The State-owned Irish Bank Resolution Corporation, in special liquidation, is pursuing Sean Quinn snr. Photograph: Collins

The State-owned Irish Bank Resolution Corporation, in special liquidation, is pursuing Sean Quinn snr. Photograph: Collins


It is “almost certain” that the family of the former billionaire Sean Quinn were behind an elaborate scheme used to extract $12.5 million (€10.18 million) from a company in India, the High Court has said.

Mr Justice Robert Haughton, in the course of the judgment, said that Willam Smit, of Senat Legal Consultancy, Dubai, was part of the “elaborate scheme” designed to asset-strip the Indian company, despite knowing that the Irish courts had issued orders prohibiting such transactions.

He also found that Mr Smit” “knew well” what the effect of what he was doing would be, that he consciously helped members of the Quinn family by doing so, and that that he did this “for reward”.

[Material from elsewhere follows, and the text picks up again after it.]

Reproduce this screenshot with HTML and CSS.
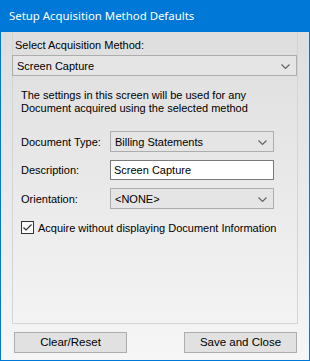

Mr Smit had made sworn affidavits that were considered by the court but, after certain matters arose on day one of the proceedings, he was not available for consultations with his Irish legal team. They subsequently applied to come off record.

‘Conspiracy case’

The ruling by Mr Justice Haughton was made in the so-called “conspiracy case” where the State-owned Irish Bank Resolution Corporation (IBRC), in special liquidation, is pursuing Sean Quinn snr, Sean Quinn jnr, Ciara, Colette, Brenda and Aoife Quinn, as well as Stephen Kelly, Peter Darragh Quinn, Niall McPartland and a number of legal entities, including Senat. The ruling was made last month but has not been previously reported.

The bank is alleging a conspiracy to place valuable international properties worth hundreds of millions of euro beyond the reach of the IBRC. The case was initiated in 2011 and is ongoing.

The ruling by Mr Justice Haughton is pending the full hearing of a matter. It is not anticipated that the case will come to a full hearing for some time.

The hearings last month involved a business park, Q City, in Hyderabad, India, that was part of the international portfolio of properties put in place by the former billionaire prior to the collapse of his business empire.

Mr Smit is a director of Dubai company Mecon, which owns shares in Indian company Mack Soft, which, in turn, owns Q City. In January, the High Court appointed a receiver over the Mack Soft shares, on the application of the IBRC liquidators.

The court heard that Q City has generated rent of at least $36 million since 2011. In June of that year, Mecon got shares in Mack Soft for $90,000, giving the Dubai company control of the Indian one.

The IBRC claimed that, since then, $15 million at least has been extracted from Mack Soft by way of bogus software contracts and fee payments and that further asset stripping is expected.

IBRC claim

New evidence supporting the IBRC claim was discovered in Hong Kong in 2017, following the securing of an order there against a company called Orient Guide Investments.

The bogus software deals resulted in $12.5 million going from Mack Soft to Orient in Hong Kong and from there to a company associated with Senat in Dubai called Isaad FZE, the court was told. It is likely that the funds have since been transferred on to some other entity, the court noted.

An insolvency practitioner found no evidence of Mack Soft receiving any software “less still software that might have cost $12.5 million”.

Mr Justice Haughton noted that Mr Smit, in an affidavit, had said Orient was a company requested by a client of Senat, but did not name the client.

“I am satisfied that, having considered all of the evidence before the court, that the probability, indeed almost certainty, is that the client was the Quinn family,” Mr Justice Haughton said.